Even I forgot what I had to do to make the caliper fit. It wasn't too difficult just took some time, measuring, and fitting.
It was by far the least expensive and dependable solution using OEM parts. I cant remember, but I don't know if the stiffer billet Willwood calipers are wide enough to use a stock vented rotor. I think you would have to drop down to a 3/8" plate rotor.

The other benefit to using the smaller F250 2000 rear wheel calipers and 13"x1.18" rotors, is the front and rear brakes are now balanced which matters when locked in 4x4.

COPY FROM BUILD THREAD

While at KOH I talked with a Willwood rep in depth about buggy brakes.
Many super duty swaps result in larger front caliper piston area than rear.
Some school of thought is you want more breaking in the front than rear so the rear doesn’t lock up and spin around.
Some will put a smaller master cylinder on the front than the rear when running equal calipers front and rear to create higher pressure on the front.
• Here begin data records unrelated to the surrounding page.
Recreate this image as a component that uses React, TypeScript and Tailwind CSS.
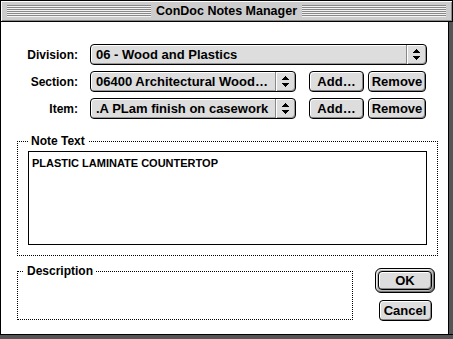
import React from "react";

function Arrows() {
  return (
    <svg width="7" height="11" viewBox="0 0 7 11" shapeRendering="crispEdges">
      <rect x="3" y="0" width="1" height="1" fill="#000" />
      <rect x="2" y="1" width="3" height="1" fill="#000" />
      <rect x="1" y="2" width="5" height="1" fill="#000" />
      <rect x="0" y="3" width="7" height="1" fill="#000" />
      <rect x="0" y="7" width="7" height="1" fill="#000" />
      <rect x="1" y="8" width="5" height="1" fill="#000" />
      <rect x="2" y="9" width="3" height="1" fill="#000" />
      <rect x="3" y="10" width="1" height="1" fill="#000" />
    </svg>
  );
}

function Popup({ text, w }: { text: string; w: string }) {
  return (
    <div
      className={`${w} h-[21px] flex rounded-[4px] border border-black bg-[#dddddd] shadow-[inset_1px_1px_0_#fff,inset_-1px_-1px_0_#999]`}
    >
      <span className="flex-1 pl-[5px] text-[13px] leading-[19px] whitespace-nowrap overflow-hidden">{text}</span>
      <span className="w-[20px] flex items-center justify-center border-l border-[#888] shadow-[inset_1px_0_0_#fff]">
        <Arrows />
      </span>
    </div>
  );
}

function Btn({ label, w }: { label: string; w: string }) {
  return (
    <div
      className={`${w} h-[21px] flex items-center justify-center rounded-[4px] border border-black bg-[#dddddd] text-[13px] shadow-[inset_1px_1px_0_#fff,inset_-1px_-1px_0_#888]`}
    >
      {label}
    </div>
  );
}

function Stripes() {
  return (
    <div className="flex-1 h-[12px] bg-[repeating-linear-gradient(to_bottom,#888_0px,#888_1px,#f2f2f2_1px,#f2f2f2_2px)]" />
  );
}

export default function App() {
  return (
    <div className="w-[453px] h-[339px] flex flex-col bg-white text-black text-[12px] font-bold font-['Liberation_Sans',Arial,sans-serif]">
      {/* Title bar */}
      <div className="h-[22px] flex items-center px-[6px] gap-[4px] bg-[#cccccc] border border-black shadow-[inset_1px_1px_0_#fff,inset_-1px_-1px_0_#888]">
        <Stripes />
        <span className="leading-[14px] text-[12.5px] px-[1px]">ConDoc Notes Manager</span>
        <Stripes />
      </div>

      <div className="flex flex-1">
        <div className="w-px bg-black" />
        <div className="flex-1 flex flex-col">
          {/* Selector rows */}
          <div className="flex flex-col gap-[6px] mt-[22px]">
            <div className="flex items-center">
              <span className="w-[77px] text-right">Division:</span>
              <div className="ml-[12px]">
                <Popup text="06 - Wood and Plastics" w="w-[337px]" />
              </div>
            </div>
            <div className="flex items-center">
              <span className="w-[77px] text-right">Section:</span>
              <div className="ml-[12px]">
                <Popup text="06400 Architectural Wood…" w="w-[206px]" />
              </div>
              <div className="ml-[13px]">
                <Btn label="Add…" w="w-[55px]" />
              </div>
              <div className="ml-[4px]">
                <Btn label="Remove" w="w-[58px]" />
              </div>
            </div>
            <div className="flex items-center">
              <span className="w-[77px] text-right">Item:</span>
              <div className="ml-[12px]">
                <Popup text=".A PLam finish on casework" w="w-[206px]" />
              </div>
              <div className="ml-[13px]">
                <Btn label="Add…" w="w-[55px]" />
              </div>
              <div className="ml-[4px]">
                <Btn label="Remove" w="w-[58px]" />
              </div>
            </div>
          </div>

          {/* Note Text group */}
          <div className="relative ml-[16px] mt-[22px] w-[421px] h-[115px] border border-dotted border-black">
            <span className="absolute left-[10px] -top-[8px] bg-white px-[3px] leading-[14px]">Note Text</span>
            <div className="ml-[10px] mt-[9px] w-[399px] h-[94px] border border-black px-[3px] pt-[5px] text-[11px] leading-[13px]">
              PLASTIC LAMINATE COUNTERTOP
            </div>
          </div>

          {/* Bottom row */}
          <div className="flex items-start mt-[12px]">
            <div className="relative ml-[16px] mt-[3px] w-[336px] h-[49px] border border-dotted border-black">
              <span className="absolute left-[6px] -top-[8px] bg-white px-[3px] leading-[14px]">Description</span>
            </div>
            <div className="ml-[22px] flex flex-col items-center">
              <div className="w-[60px] h-[25px] p-[2px] rounded-[6px] border border-black bg-[#bbbbbb] shadow-[inset_1px_1px_0_#eee,inset_-1px_-1px_0_#777]">
                <div className="h-full flex items-center justify-center rounded-[4px] border border-black bg-[#dddddd] text-[13px] shadow-[inset_1px_1px_0_#fff,inset_-1px_-1px_0_#888]">
                  OK
                </div>
              </div>
              <div className="mt-[7px]">
                <Btn label="Cancel" w="w-[53px]" />
              </div>
            </div>
          </div>
        </div>
        <div className="w-px bg-black" />
        <div className="w-[4px] bg-[#555555]" />
      </div>
      <div className="h-px bg-black" />
      <div className="h-[4px] bg-[#555555]" />
    </div>
  );
}
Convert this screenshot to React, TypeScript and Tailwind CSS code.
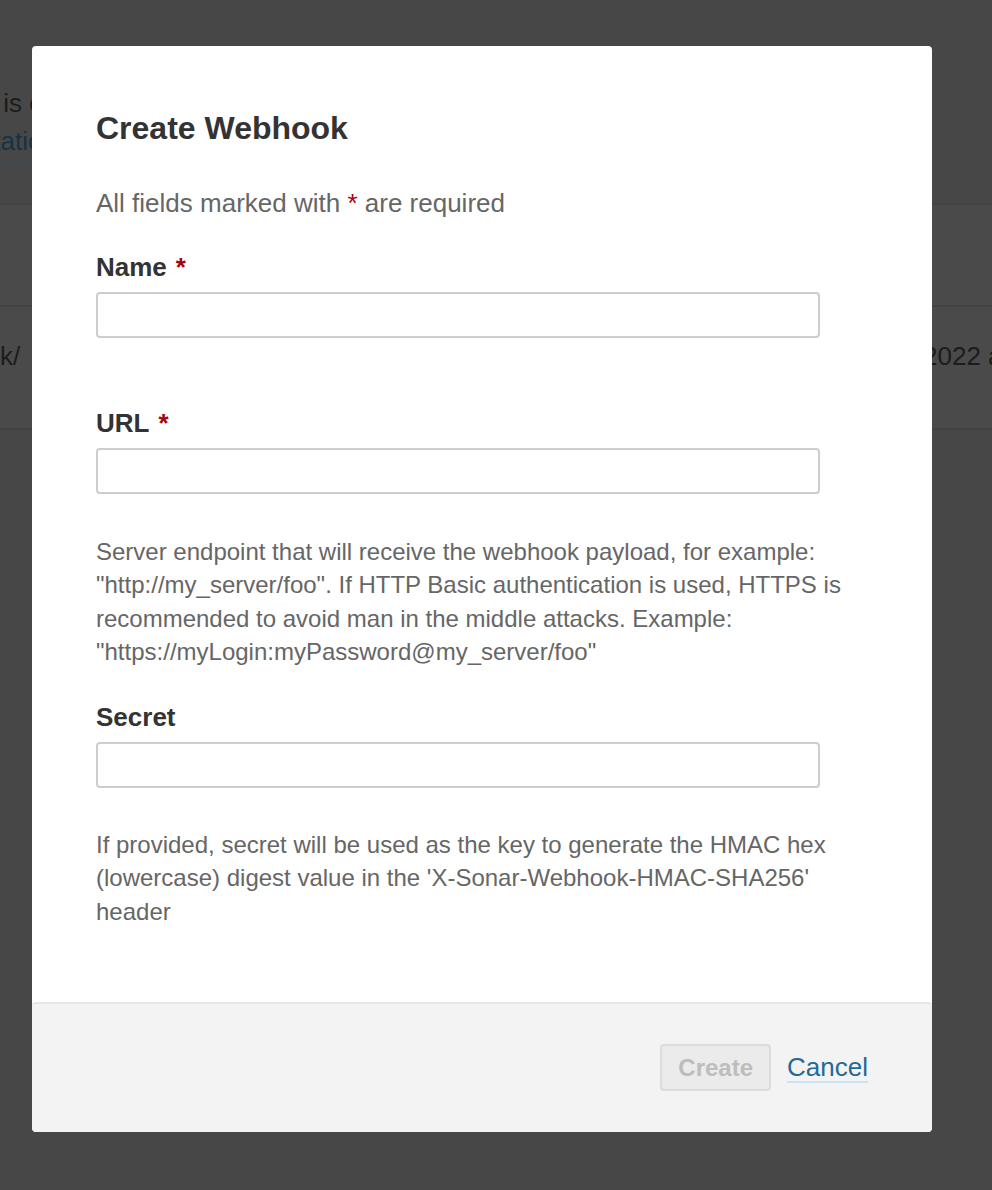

Miller was breaking drivetrain parts at an unreasonable rate.
Analysis was when locked in four wheel all torque was available to all wheels. Braking torque was not equal. The front brakes would brake through the drivetrain to the rear wheels which were underbraked resulting in the drivetrain loading with braking force.
Front and rear rotors and master cylinders were matched and the drivetrain loading was reduced to reasonable levels.


This was the analysis and solution from Willwood, not myself, I just followed their advice.